Lehrer: Hope, hang on, we will take your and your friend’s contact information off the air. How much – to follow up on that – does your long range planning assume that the elderly will be the future face of homeless to an increasing degree? Obviously the elderly population is increasing as a percentage of the population here in New York as nationally, and as people lose their incomes, you know, people don’t have great pensions. Social security only goes so far if you’ve been a relatively low income person through your lifetime, so is this the future?

Mayor: I would say – in two parts – one, yesterday I was in Brooklyn at the Mirage Diner with a group of seniors who told me – and they were folks who worked their whole lives and now are literally with very low fixed incomes trying to get by, paying in many cases more than 50 percent of their income in rent. And we talked about the mansion tax proposal which is one of the things that will keep people from being homeless who are seniors. It’s a proposal we have before the state legislature for a small tax surcharge on people who buy homes of over $2 million in value. They will pay a little more in the tax on that transaction. That money would allow us to provide subsidized senior housing for 25,000 seniors. They would pay no more than a third of their income in rent. That is the kind of thing – bluntly – that we’re going to have to do. And if we don’t start addressing this reality of a growing senior population needs affordable housing we will rue the day, and the way we do that is by taxing the wealthy in fair ways and devoting those resources to senior housing. So I ask all your listeners, if you believe in this mansion tax idea please let your state legislator know.

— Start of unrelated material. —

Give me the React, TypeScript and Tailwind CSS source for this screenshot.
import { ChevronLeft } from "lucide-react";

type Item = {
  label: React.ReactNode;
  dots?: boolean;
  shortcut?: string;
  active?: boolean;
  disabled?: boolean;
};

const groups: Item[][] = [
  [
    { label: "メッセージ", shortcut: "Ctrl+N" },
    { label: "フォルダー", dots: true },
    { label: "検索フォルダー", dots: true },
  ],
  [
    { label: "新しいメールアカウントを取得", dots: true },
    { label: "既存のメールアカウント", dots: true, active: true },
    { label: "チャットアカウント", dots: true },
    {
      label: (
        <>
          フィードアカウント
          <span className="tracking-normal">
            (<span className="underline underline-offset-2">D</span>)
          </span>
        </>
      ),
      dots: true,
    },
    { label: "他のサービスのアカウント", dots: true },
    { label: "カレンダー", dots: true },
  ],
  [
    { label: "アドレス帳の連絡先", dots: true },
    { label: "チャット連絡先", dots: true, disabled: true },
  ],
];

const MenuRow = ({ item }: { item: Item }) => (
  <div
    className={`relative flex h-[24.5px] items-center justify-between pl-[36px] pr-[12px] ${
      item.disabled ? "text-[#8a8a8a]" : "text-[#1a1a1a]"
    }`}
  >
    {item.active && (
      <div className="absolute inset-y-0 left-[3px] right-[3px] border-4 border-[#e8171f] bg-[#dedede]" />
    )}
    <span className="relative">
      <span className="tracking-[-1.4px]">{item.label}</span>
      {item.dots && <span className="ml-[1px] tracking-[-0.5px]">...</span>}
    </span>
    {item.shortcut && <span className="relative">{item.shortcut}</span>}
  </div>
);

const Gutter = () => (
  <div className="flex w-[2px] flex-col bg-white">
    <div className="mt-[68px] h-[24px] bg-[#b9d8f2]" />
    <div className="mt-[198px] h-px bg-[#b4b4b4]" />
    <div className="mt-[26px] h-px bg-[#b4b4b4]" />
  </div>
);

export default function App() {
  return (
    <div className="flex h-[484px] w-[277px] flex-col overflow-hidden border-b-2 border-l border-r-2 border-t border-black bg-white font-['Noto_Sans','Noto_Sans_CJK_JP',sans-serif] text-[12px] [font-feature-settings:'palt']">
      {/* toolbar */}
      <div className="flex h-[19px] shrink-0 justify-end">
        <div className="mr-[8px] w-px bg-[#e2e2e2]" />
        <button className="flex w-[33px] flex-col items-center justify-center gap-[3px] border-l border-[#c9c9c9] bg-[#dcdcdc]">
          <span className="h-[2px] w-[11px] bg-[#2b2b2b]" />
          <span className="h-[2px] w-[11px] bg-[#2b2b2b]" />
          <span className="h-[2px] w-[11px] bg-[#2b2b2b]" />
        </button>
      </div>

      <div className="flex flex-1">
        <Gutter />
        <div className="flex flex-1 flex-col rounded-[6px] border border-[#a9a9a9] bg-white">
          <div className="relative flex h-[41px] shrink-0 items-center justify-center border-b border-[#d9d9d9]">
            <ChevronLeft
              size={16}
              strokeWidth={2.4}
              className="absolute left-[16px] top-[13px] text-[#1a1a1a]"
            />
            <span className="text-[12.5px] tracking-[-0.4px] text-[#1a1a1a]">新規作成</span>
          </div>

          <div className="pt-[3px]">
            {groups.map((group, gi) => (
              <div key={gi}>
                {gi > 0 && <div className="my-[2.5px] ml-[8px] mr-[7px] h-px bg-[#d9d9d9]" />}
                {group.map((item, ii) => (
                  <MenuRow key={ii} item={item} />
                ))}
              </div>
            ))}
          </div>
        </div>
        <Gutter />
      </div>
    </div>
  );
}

The second part of the equation, Brian. Overwhelming in the last years since the Great Recession, the face of homelessness is a family. Overwhelmingly. And a family that is not afflicted by mental health or substance abuse issues. A family that has an economic problem of the cost of housing going up too high and wages being too low or job opportunity being too limited. A lot of our families in shelter have a working member in the family who just isn’t earning enough to be able to afford this market, so I think for the foreseeable future that is our challenge – addressing family homelessness is the number one challenge. It’s part of why our plan emphasizes family and community – getting family members who do have homes to take in their loved ones, and we will subsidize it. We will provide direct financial support to any family who takes in homeless family members. And on the community level we don’t want to see a family with children from a place like Crown Heights sent to Bronx to shelter where the child is disconnected from their school. We want them to be close enough to be able to go their own school while we get them back out of shelter, but I think the central challenge over the next decade or more is going to be families. That’s what we have to focus on first.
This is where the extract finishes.